Spencer Heath's
Series
Spencer Heath Archive
Item 70
February 1956
The three discontinuous and hence measurable elements or aspects of action or events are: Mass or particle, having inertia or force; motion, as length or distance; and time, as succession or rhythm. And the customary dimensional units of these are: the gram, the centimeter and the second. Force times length or times motion is called energy. Force times length alone is called potential energy or work. Force times motion as velocity (length per unit of time) is called kinetic energy. Potential energy is work in contemplation only. Kinetic energy is contemplation of a ratio or rate. Neither can be objectively experienced apart from time. When kinetic energy, a rate of energy or work, is multiplied by time, the product is action. Action is concrete; it differs from energy in that it can not only be imagined; it can also be experienced. Also it is discrete, for it is made up of specific discontinuous events, and particularly of very small events called quanta of action.
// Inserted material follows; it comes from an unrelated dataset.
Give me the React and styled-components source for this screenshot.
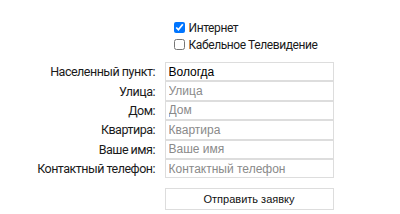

Quanta of action are uniform in their over-all magnitudes, but not of uniform composition. For the energy in them is variable, in its composition of force and velocity and in its ratio to time. The only respect in which they are uniformly and necessarily the same is in their over-all magnitude, total product of force, velocity and time of which they are composed. For it has been established that every unit of action is the same exceedingly small fraction of what is called an erg-second.